The story matters because it highlights how central banks continue to treat gold as a strategic reserve asset, even when they change custody, bar quality, or accounting treatment. France did not reduce its bullion allocation; it optimized it.
For Indian investors, that is a useful signal. Central banks remain active participants in the global gold price ecosystem, and official-sector actions can influence market sentiment around safe-haven demand, reserve diversification, and the long-term role of bullion.
What could this mean for gold prices in India?
The direct transaction itself does not automatically change the global XAUUSD trend, because France’s total holdings stayed at 2,437 tonnes. But the event reinforces a broader market message: official institutions still value physical gold, especially during periods of geopolitical tension and currency uncertainty.
For Indian buyers, international gold moves feed directly into domestic pricing alongside the USD/INR exchange rate, import duties, and local demand. If global gold remains supported by central-bank interest and safe-haven flows, Indian gold prices can stay elevated in rupee terms even when short-term corrections occur in dollar per troy ounce pricing.
Why should Indian investors watch central bank gold actions?
Indian investors should watch central bank gold actions because they offer clues about long-term confidence in fiat currencies, reserve management trends, and bullion liquidity.
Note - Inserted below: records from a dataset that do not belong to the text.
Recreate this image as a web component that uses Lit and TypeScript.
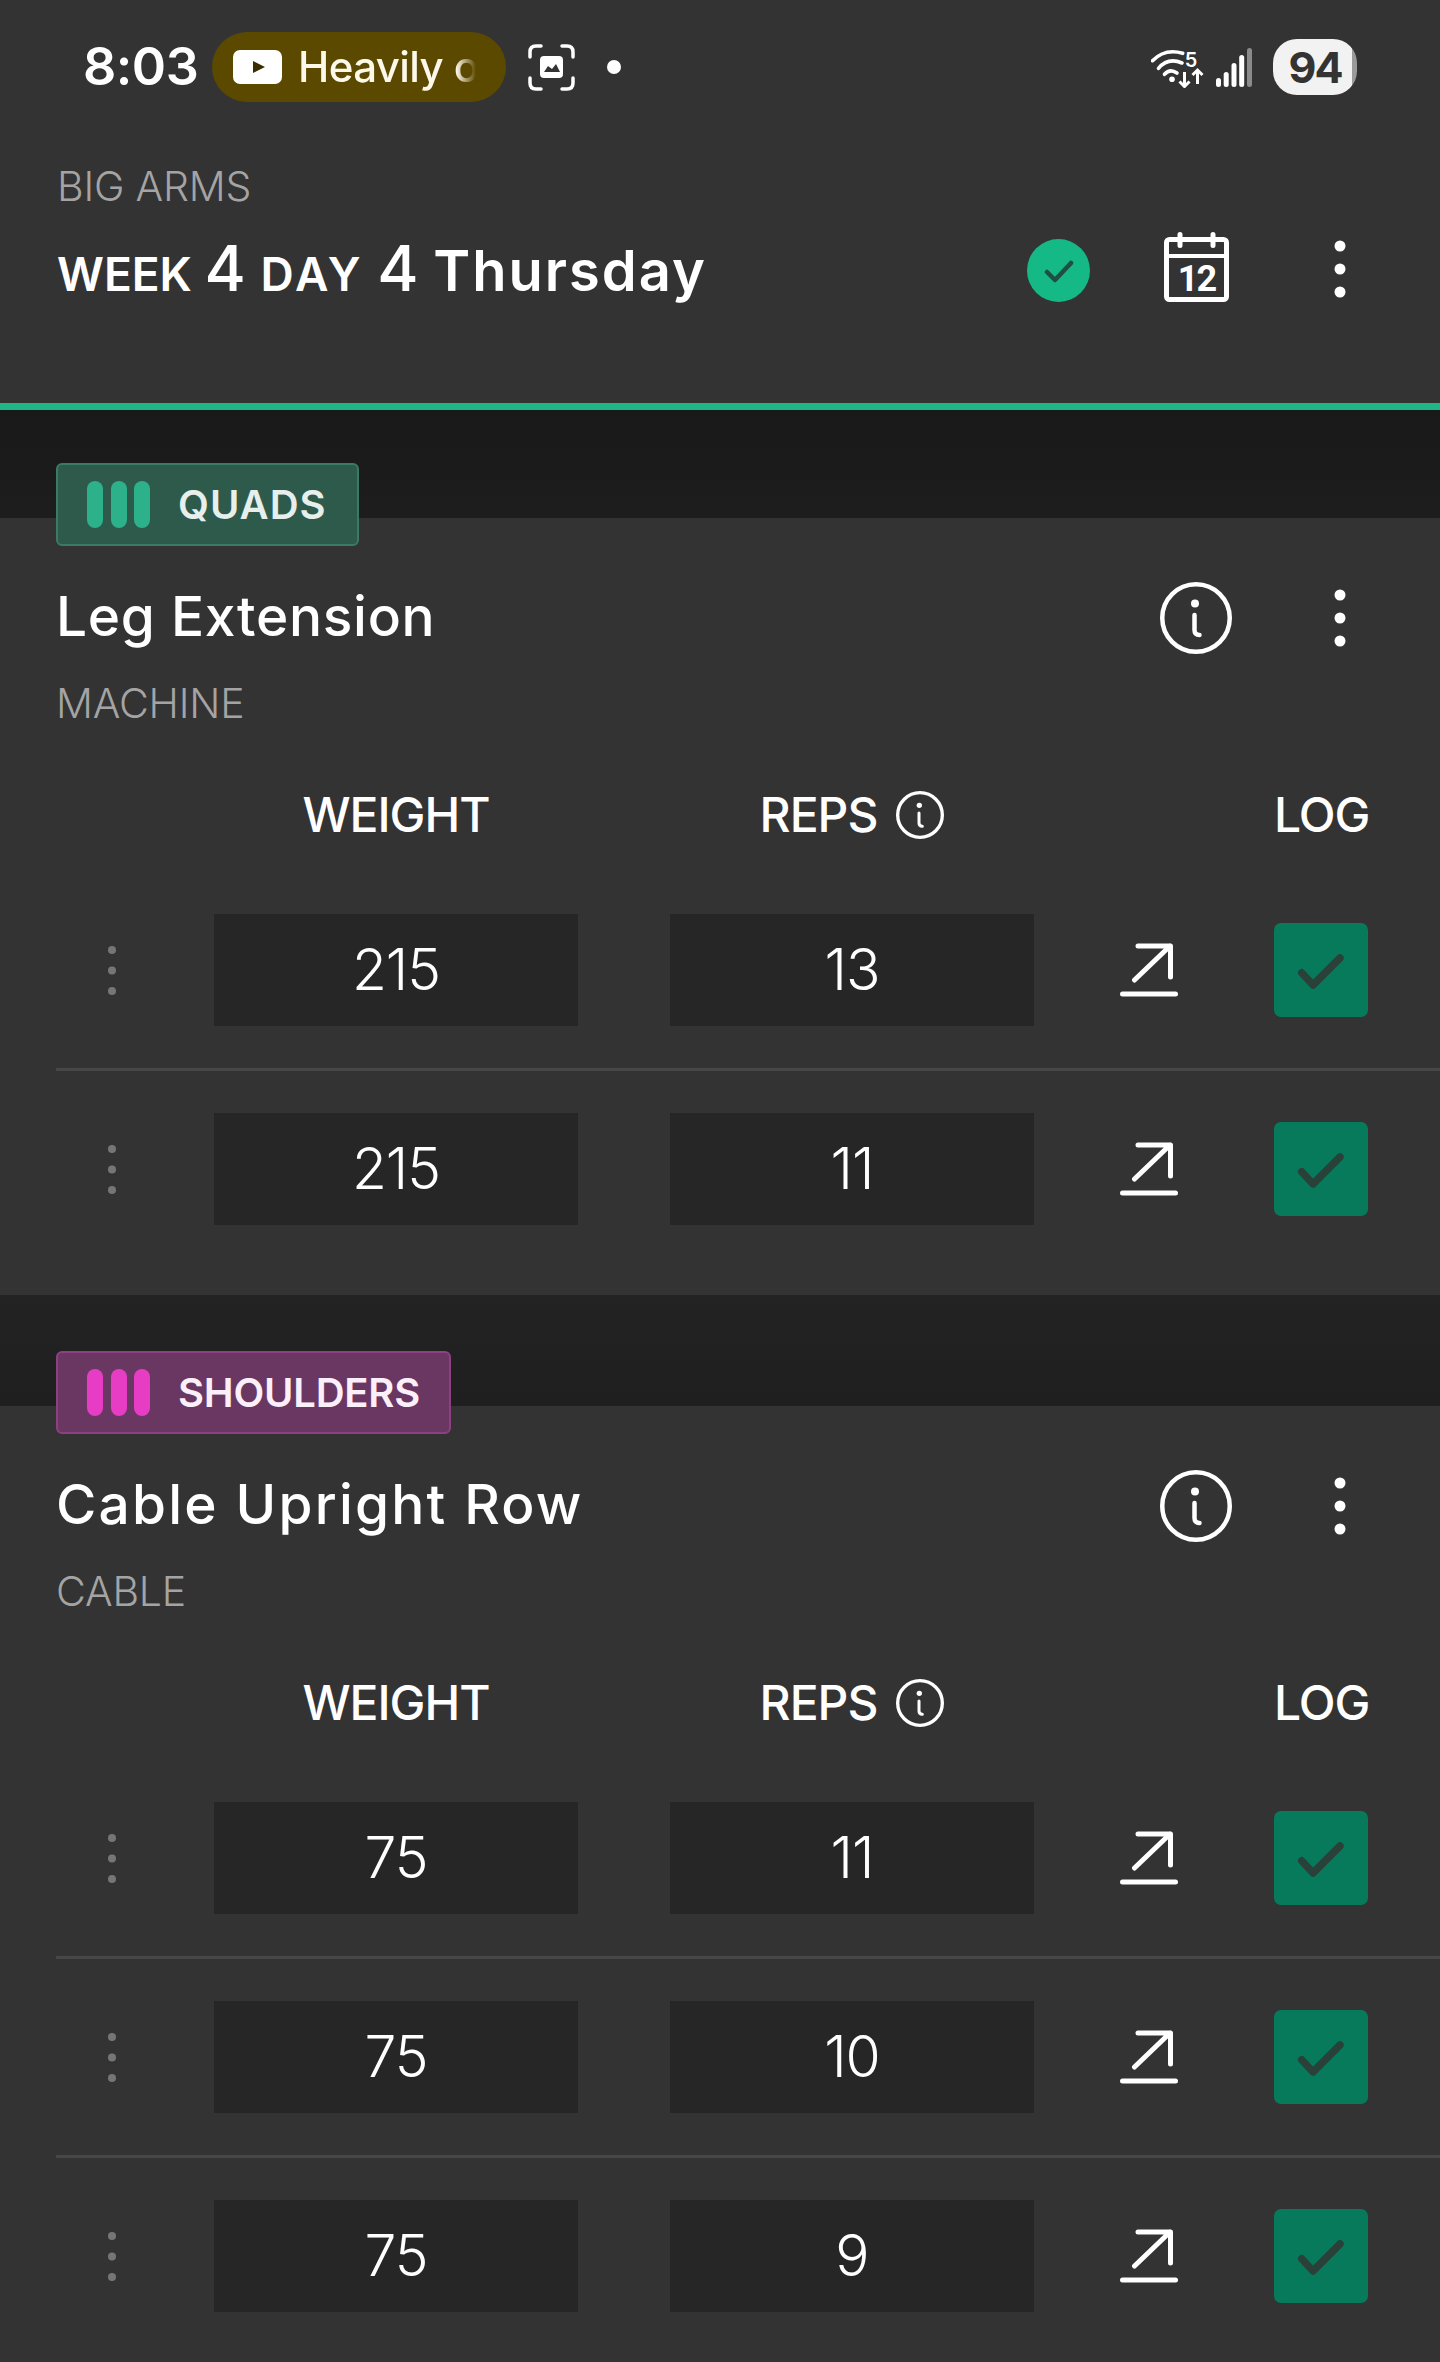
import { LitElement, html, css } from "lit";
import { customElement } from "lit/decorators.js";

const info = (size: number, sw: number) => html`<svg class="ic" width=${size} height=${size} viewBox="0 0 72 72"><circle cx="36" cy="36" r=${36 - sw / 2} fill="none" stroke="#fff" stroke-width=${sw}/><circle cx="35" cy="21.5" r="4" fill="#fff"/><path d="M34.5 33v15q0 5 5 5" fill="none" stroke="#fff" stroke-width="4.5" stroke-linecap="round"/></svg>`;
const dots = (cls = "dots") => html`<svg class=${cls} width="12" height="58" viewBox="0 0 12 58"><circle cx="6" cy="6" r="5.5" fill="#fff"/><circle cx="6" cy="29" r="5.5" fill="#fff"/><circle cx="6" cy="52" r="5.5" fill="#fff"/></svg>`;
const grip = html`<svg width="8" height="49" viewBox="0 0 8 49"><circle cx="4" cy="4" r="4" fill="#767676"/><circle cx="4" cy="24.5" r="4" fill="#767676"/><circle cx="4" cy="45" r="4" fill="#767676"/></svg>`;
const arrow = html`<svg width="58" height="54" viewBox="0 0 58 54"><path d="M18 3h32.5v31M50 3 14.5 37" fill="none" stroke="#fff" stroke-width="5" stroke-linecap="round" stroke-linejoin="round"/><path d="M2.5 51h53" stroke="#fff" stroke-width="5" stroke-linecap="round"/></svg>`;
const check = html`<svg width="50" height="40" viewBox="0 0 50 40"><path d="M5.700 22.700 17 35 44 8" fill="none" stroke="#2a413a" stroke-width="7.500" stroke-linecap="round" stroke-linejoin="round"/></svg>`;

type Ex = { tag: string; cls: string; name: string; kind: string; sets: [string, string][] };
const exercises: Ex[] = [
  { tag: "QUADS", cls: "green", name: "Leg Extension", kind: "MACHINE", sets: [["215", "13"], ["215", "11"]] },
  { tag: "SHOULDERS", cls: "pink", name: "Cable Upright Row", kind: "CABLE", sets: [["75", "11"], ["75", "10"], ["75", "9"]] },
];

@customElement("app-root")
export class AppRoot extends LitElement {
  static styles = css`
    :host { display: block; width: 1440px; height: 2362px; overflow: hidden; background: #333; color: #fff; font-family: "Inter", "Noto Sans", sans-serif; }
    svg { display: block; flex: none; }
    .status { height: 134px; box-sizing: border-box; padding: 32px 83px 0 83px; display: flex; align-items: flex-start; }
    .time { font-weight: 600; font-size: 52px; line-height: 70px; width: 129px; letter-spacing: -0.5px; }
    .pill { width: 294px; height: 70px; border-radius: 35px; background: #5c4900; display: flex; align-items: center; padding-left: 21px; box-sizing: border-box; font-weight: 500; font-size: 42px; line-height: 70px; color: #fdf9ea; letter-spacing: -0.6px; }
    .pill span { margin-left: 16px; white-space: nowrap; -webkit-mask-image: linear-gradient(90deg, #000 158px, transparent 178px); mask-image: linear-gradient(90deg, #000 158px, transparent 178px); }
    .shot { margin: 12px 0 0 22px; }
    .dot { width: 14px; height: 14px; border-radius: 50%; background: #fff; margin: 28px 0 0 32px; }
    .sright { margin-left: auto; display: flex; align-items: flex-start; }
    .wifi { margin: 16px 0 0 0; }
    .signal { margin: 16px 0 0 12px; }
    .batt { margin: 7px 0 0 21px; width: 84px; height: 56px; border-radius: 24px; background: linear-gradient(90deg, #f2f2f2 94%, #9a9a9a 94%); color: #333; font-weight: 700; font-size: 43px; line-height: 56px; letter-spacing: -2px; text-align: center; }

    .head { height: 276px; box-sizing: border-box; border-bottom: 7px solid #1fb587; padding: 27px 94px 0 57px; }
    .prog { font-weight: 300; font-size: 41px; line-height: 50px; color: #a4a4a4; letter-spacing: -0.2px; }
    .titlerow { display: flex; align-items: center; margin-top: 22px; height: 72px; }
    .title { flex: 1; font-weight: 600; font-size: 46px; line-height: 72px; white-space: nowrap; padding-top: 4px; }
    .title b { font-weight: 500; font-size: 63px; margin: 0 3px 0 1px; }
    .title b.second { margin-left: 2px; }
    .title .day { letter-spacing: 3px; }
    .title .th { font-size: 56px; letter-spacing: 2px; }
    .ok { width: 63px; height: 63px; border-radius: 50%; background: #14b985; display: flex; align-items: center; justify-content: center; margin-top: 3px; }
    .cal { margin: 0 0 4px 74px; }
    .hd { margin-left: 105px; }

    .gap { height: 108px; background: linear-gradient(#191919, #1d1d1d); }
    .gap.second { height: 111px; background: linear-gradient(#232323, #1f1f1f); }
    .card { display: flow-root; background: #333; padding: 0 0 28px 56px; }
    .tag { position: relative; margin-top: -55px; height: 83px; width: max-content; box-sizing: border-box; border: 2px solid; border-radius: 6px; display: flex; align-items: center; padding: 0 30px 0 29px; font-weight: 600; font-size: 40px; }
    .tag.green { background: #2e5a4c; border-color: #3b7b66; color: #e6efec; letter-spacing: 1px; }
    .tag.pink { background: #6a3762; border-color: #8d4082; color: #fbeffa; letter-spacing: -0.2px; padding-right: 29px; }
    .bars { display: flex; gap: 7.5px; margin-right: 28px; }
    .bars i { width: 16px; height: 47px; border-radius: 8px; }
    .green .bars i { background: #2cb18a; }
    .pink .bars i { background: #e63dc4; }
    .exrow { display: flex; align-items: center; height: 72px; margin-top: 36px; padding-right: 94px; }
    .name { flex: 1; font-weight: 500; font-size: 55px; line-height: 72px; letter-spacing: 0.700px; padding-bottom: 4px; }
    .name.pink { letter-spacing: 2.200px; }
    .exrow .dots { margin-left: 102px; }
    .kind { font-weight: 300; font-size: 41px; line-height: 50px; color: #a4a4a4; margin-top: 24px; letter-spacing: -0.2px; }
    .cols, .set { display: grid; grid-template-columns: 158px 364px 92px 364px 1fr 94px; padding-right: 72px; }
    .cols { height: 48px; margin-top: 63px; align-items: center; font-size: 48px; font-weight: 500; line-height: 48px; letter-spacing: -1px; }
    .cols .w { grid-column: 2; text-align: center; }
    .cols .r { grid-column: 4; display: flex; justify-content: center; gap: 19px; align-items: center; }
    .cols .l { grid-column: 6; text-align: center; white-space: nowrap; }
    .sets { margin-top: 33px; }
    .set { height: 199px; align-items: center; box-sizing: border-box; border-bottom: 3px solid #474747; }
    .set:last-child { border-bottom: 0; height: 196px; }
    .grip { padding-left: 52px; }
    .val { height: 112px; box-sizing: border-box; padding-bottom: 2px; background: #262626; display: flex; align-items: center; justify-content: center; font-size: 57px; font-weight: 300; letter-spacing: -1px; color: #fff; }
    .val.b { grid-column: 4; }
    .arr { justify-self: center; margin-left: -10px; }
    .logbtn { width: 94px; height: 94px; border-radius: 7px; background: #077a5c; display: flex; align-items: center; justify-content: center; }
  `;

  render() {
    return html`
      <div class="status">
        <div class="time">8:03</div>
        <div class="pill">
          <svg width="49" height="34" viewBox="0 0 49 34"><rect width="49" height="34" rx="7" fill="#fff"/><path d="M20 11l12 6-12 6z" fill="#3a2e00"/></svg>
          <span>Heavily o</span>
        </div>
        <svg class="shot" width="47" height="47" viewBox="0 0 47 47"><path d="M2 13V8q0-6 6-6h5M34 2h5q6 0 6 6v5M2 34v5q0 6 6 6h5M34 45h5q6 0 6-6v-5" fill="none" stroke="#fff" stroke-width="3.5" stroke-linecap="round"/><rect x="12" y="12" width="23" height="22" rx="4" fill="#fff"/><path d="M16 28l4-6 4 3 4-5 4 8z" fill="#333"/></svg>
        <div class="dot"></div>
        <div class="sright">
          <svg class="wifi" width="53" height="40" viewBox="0 0 53 40"><g fill="none" stroke="#fff" stroke-width="3.6" stroke-linecap="round"><path d="M1.500 12.700Q14 0 31.700 5.300"/><path d="M7.500 20.300Q17 9 31 15"/><path d="M13.500 26.300Q19 20 26 25"/></g><circle cx="21" cy="31.300" r="2.800" fill="#fff"/><text x="40" y="18.500" text-anchor="middle" font-family="Inter, sans-serif" font-weight="600" font-size="20" fill="#fff">5</text><g fill="none" stroke="#fff" stroke-width="3"><path d="M33.500 24v14M28.500 33.500l5 5 5-5"/><path d="M46.500 36V22M41.500 27l5-5 5 5"/></g></svg>
          <svg class="signal" width="36" height="39" viewBox="0 0 36 39"><g fill="#fff"><rect x="0" y="30" width="5" height="9" rx="2.500"/><rect x="7.700" y="24" width="5" height="15" rx="2.500"/><rect x="15.500" y="15" width="5" height="24" rx="2.500"/><rect x="23.200" y="7" width="5" height="32" rx="2.500"/></g><rect x="31" y="0" width="5" height="39" rx="2.500" fill="#8b8b8b"/></svg>
          <div class="batt">94</div>
        </div>
      </div>
      <div class="head">
        <div class="prog">BIG ARMS</div>
        <div class="titlerow">
          <div class="title">WEEK <b>4</b> <span class="day">DAY</span> <b class="second">4</b> <span class="th">Thursday</span></div>
          <div class="ok"><svg width="30" height="24" viewBox="0 0 30 24"><path d="M3 13l8 8L27 4" fill="none" stroke="#1e4f40" stroke-width="4.500" stroke-linecap="round" stroke-linejoin="round"/></svg></div>
          <svg class="cal" width="65" height="70" viewBox="0 0 65 70"><rect x="2.500" y="7.500" width="60" height="60" rx="3" fill="none" stroke="#fff" stroke-width="5"/><path d="M2 24h61" stroke="#fff" stroke-width="4"/><path d="M16 2.500v11M49 2.500v11" stroke="#fff" stroke-width="5" stroke-linecap="round"/><text x="32.500" y="59" text-anchor="middle" letter-spacing="-2" font-family="Roboto, sans-serif" font-weight="700" font-size="36" fill="#fff">12</text></svg>
          ${dots("dots hd")}
        </div>
      </div>
      ${exercises.map((e, i) => html`
        <div class="gap ${i ? "second" : ""}"></div>
        <div class="card">
          <div class="tag ${e.cls}"><div class="bars"><i></i><i></i><i></i></div>${e.tag}</div>
          <div class="exrow"><div class="name ${e.cls}">${e.name}</div>${info(72, 4.5)}${dots()}</div>
          <div class="kind">${e.kind}</div>
          <div class="cols"><div class="w">WEIGHT</div><div class="r">REPS ${info(48, 5)}</div><div class="l">LOG</div></div>
          <div class="sets">${e.sets.map((s) => html`
            <div class="set">
              <div class="grip">${grip}</div>
              <div class="val">${s[0]}</div>
              <div class="val b">${s[1]}</div>
              <div class="arr">${arrow}</div>
              <div class="logbtn">${check}</div>
            </div>`)}
          </div>
        </div>`)}
    `;
  }
}
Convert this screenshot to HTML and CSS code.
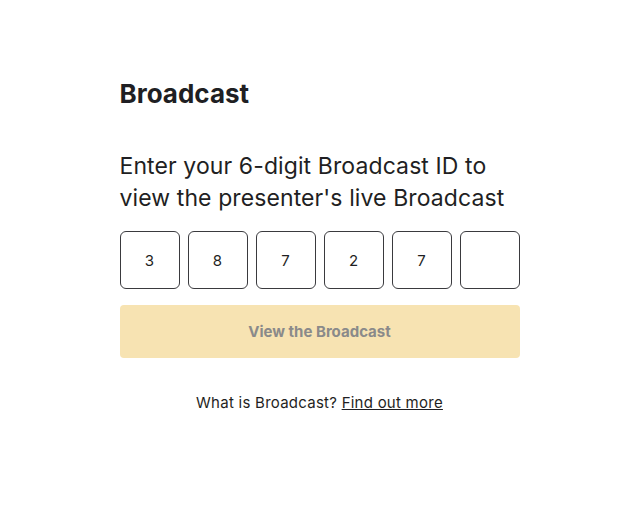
FILE: index.html
```html
<!DOCTYPE html>
<html lang="en">
<head>
<meta charset="utf-8">
<title>Broadcast</title>
<link rel="stylesheet" href="styles.css">
</head>
<body>
<main class="page">
  <h1 class="title">Broadcast</h1>
  <p class="lead">Enter your 6-digit Broadcast ID to view the presenter's live Broadcast</p>
  <div class="code">
    <input class="digit" type="text" maxlength="1" value="3">
    <input class="digit" type="text" maxlength="1" value="8">
    <input class="digit" type="text" maxlength="1" value="7">
    <input class="digit" type="text" maxlength="1" value="2">
    <input class="digit" type="text" maxlength="1" value="7">
    <input class="digit" type="text" maxlength="1" value="">
  </div>
  <button class="submit" type="button" disabled>View the Broadcast</button>
  <p class="help">What is Broadcast? <a class="link" href="#">Find out more</a></p>
</main>
</body>
</html>
```
FILE: styles.css
```css
html, body {
  margin: 0;
  padding: 0;
  background: #ffffff;
}
body {
  font-family: "Inter", "Noto Sans", sans-serif;
  color: #1f1f23;
}
.page {
  width: 400px;
  margin: 0 auto;
  padding-top: 78px;
  padding-left: 1px;
}
.title {
  margin: 0;
  font-size: 26px;
  font-weight: 700;
  line-height: 32px;
}
.lead {
  margin: 40px 0 0;
  font-size: 23px;
  line-height: 32px;
  font-weight: 400;
  letter-spacing: 0.1px;
}
.code {
  display: flex;
  gap: 8px;
  margin-top: 17px;
}
.digit {
  box-sizing: border-box;
  width: 60px;
  height: 58px;
  border: 1px solid #3a3a3e;
  border-radius: 6px;
  text-align: center;
  font-family: inherit;
  font-size: 15px;
  color: #1f1f23;
  background: #fff;
  padding: 0;
}
.submit {
  display: block;
  width: 400px;
  height: 53px;
  margin-top: 16px;
  border: none;
  border-radius: 4px;
  background: #f7e3b2;
  color: #8a8a8a;
  font-family: inherit;
  font-size: 15px;
  font-weight: 700;
}
.help {
  margin: 35px 0 0;
  text-align: center;
  font-size: 15px;
  line-height: 20px;
  letter-spacing: 0.25px;
}
.link {
  color: #1f1f23;
  text-decoration: underline;
}
```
When a major central bank such as the Bank of France restructures custody without cutting exposure, it underlines gold’s continued role as a reserve anchor.
That matters in India, where gold is both an investment asset and a cultural store of value. Moves by major reserve managers can shape sentiment across physical bullion, gold ETFs, and sovereign reserve discussions.
The key watchpoint now is whether other central banks review the location, purity standards, and liquidity management of their own gold reserves as prices remain historically strong. For Indian investors tracking the next move in gold, the message is clear: central banks are still finding ways to hold bullion smarter, not less.